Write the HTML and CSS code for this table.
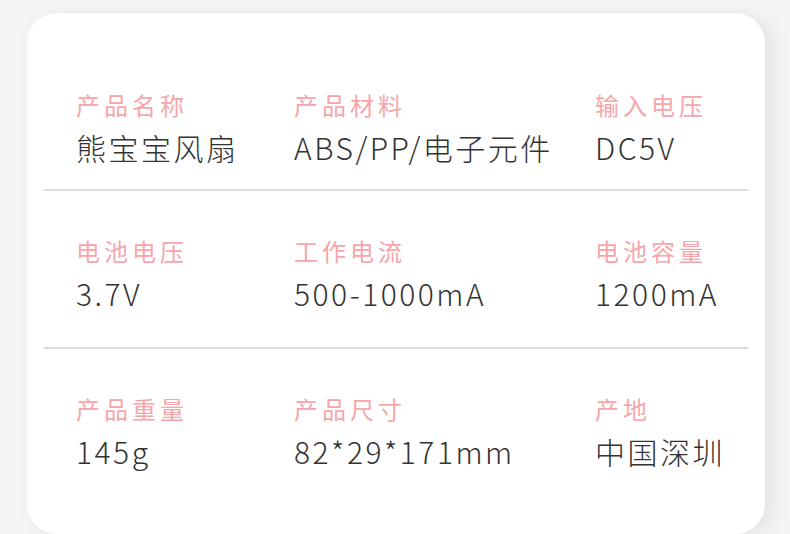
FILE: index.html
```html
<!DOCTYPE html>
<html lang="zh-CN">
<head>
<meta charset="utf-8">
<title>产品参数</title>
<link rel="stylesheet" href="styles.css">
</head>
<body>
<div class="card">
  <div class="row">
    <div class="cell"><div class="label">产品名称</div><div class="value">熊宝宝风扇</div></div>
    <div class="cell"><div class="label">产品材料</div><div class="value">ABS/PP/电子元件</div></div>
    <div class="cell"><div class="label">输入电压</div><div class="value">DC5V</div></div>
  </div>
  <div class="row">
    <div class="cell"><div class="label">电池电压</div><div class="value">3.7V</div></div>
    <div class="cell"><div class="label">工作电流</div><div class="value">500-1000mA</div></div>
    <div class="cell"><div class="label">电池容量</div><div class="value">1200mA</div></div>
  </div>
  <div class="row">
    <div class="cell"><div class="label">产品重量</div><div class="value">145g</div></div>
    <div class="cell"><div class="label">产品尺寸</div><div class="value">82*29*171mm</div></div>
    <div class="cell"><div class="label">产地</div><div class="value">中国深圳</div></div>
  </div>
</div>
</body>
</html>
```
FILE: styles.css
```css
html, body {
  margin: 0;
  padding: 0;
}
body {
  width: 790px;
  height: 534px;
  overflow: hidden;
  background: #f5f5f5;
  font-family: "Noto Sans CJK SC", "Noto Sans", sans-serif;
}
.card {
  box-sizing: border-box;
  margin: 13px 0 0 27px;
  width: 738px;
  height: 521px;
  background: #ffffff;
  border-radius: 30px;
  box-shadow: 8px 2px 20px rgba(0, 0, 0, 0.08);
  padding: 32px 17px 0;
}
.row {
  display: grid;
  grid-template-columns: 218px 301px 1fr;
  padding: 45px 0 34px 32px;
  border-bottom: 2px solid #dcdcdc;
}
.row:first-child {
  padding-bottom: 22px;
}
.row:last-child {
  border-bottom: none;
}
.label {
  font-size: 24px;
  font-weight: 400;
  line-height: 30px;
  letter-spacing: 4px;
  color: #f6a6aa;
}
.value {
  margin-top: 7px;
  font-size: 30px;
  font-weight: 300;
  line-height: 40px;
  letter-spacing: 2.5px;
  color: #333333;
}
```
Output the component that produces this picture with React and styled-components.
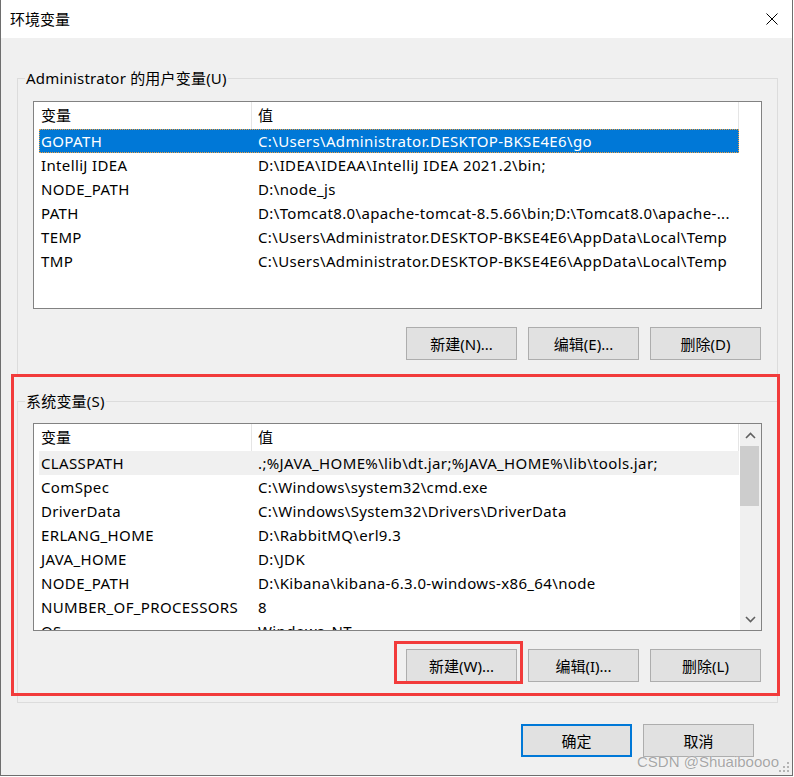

THE TASK: Omit the pictures and restate the rest of the records verbatim.

WRITTEN SOLUTION:
Write the HTML and CSS code for this table.
FILE: index.html
```html
<!DOCTYPE html>
<html lang="zh-CN">
<head>
<meta charset="utf-8">
<title>产品参数</title>
<link rel="stylesheet" href="styles.css">
</head>
<body>
<div class="card">
  <div class="row">
    <div class="cell"><div class="label">产品名称</div><div class="value">熊宝宝风扇</div></div>
    <div class="cell"><div class="label">产品材料</div><div class="value">ABS/PP/电子元件</div></div>
    <div class="cell"><div class="label">输入电压</div><div class="value">DC5V</div></div>
  </div>
  <div class="row">
    <div class="cell"><div class="label">电池电压</div><div class="value">3.7V</div></div>
    <div class="cell"><div class="label">工作电流</div><div class="value">500-1000mA</div></div>
    <div class="cell"><div class="label">电池容量</div><div class="value">1200mA</div></div>
  </div>
  <div class="row">
    <div class="cell"><div class="label">产品重量</div><div class="value">145g</div></div>
    <div class="cell"><div class="label">产品尺寸</div><div class="value">82*29*171mm</div></div>
    <div class="cell"><div class="label">产地</div><div class="value">中国深圳</div></div>
  </div>
</div>
</body>
</html>
```
FILE: styles.css
```css
html, body {
  margin: 0;
  padding: 0;
}
body {
  width: 790px;
  height: 534px;
  overflow: hidden;
  background: #f5f5f5;
  font-family: "Noto Sans CJK SC", "Noto Sans", sans-serif;
}
.card {
  box-sizing: border-box;
  margin: 13px 0 0 27px;
  width: 738px;
  height: 521px;
  background: #ffffff;
  border-radius: 30px;
  box-shadow: 8px 2px 20px rgba(0, 0, 0, 0.08);
  padding: 32px 17px 0;
}
.row {
  display: grid;
  grid-template-columns: 218px 301px 1fr;
  padding: 45px 0 34px 32px;
  border-bottom: 2px solid #dcdcdc;
}
.row:first-child {
  padding-bottom: 22px;
}
.row:last-child {
  border-bottom: none;
}
.label {
  font-size: 24px;
  font-weight: 400;
  line-height: 30px;
  letter-spacing: 4px;
  color: #f6a6aa;
}
.value {
  margin-top: 7px;
  font-size: 30px;
  font-weight: 300;
  line-height: 40px;
  letter-spacing: 2.5px;
  color: #333333;
}
```
Output the component that produces this picture with React and styled-components.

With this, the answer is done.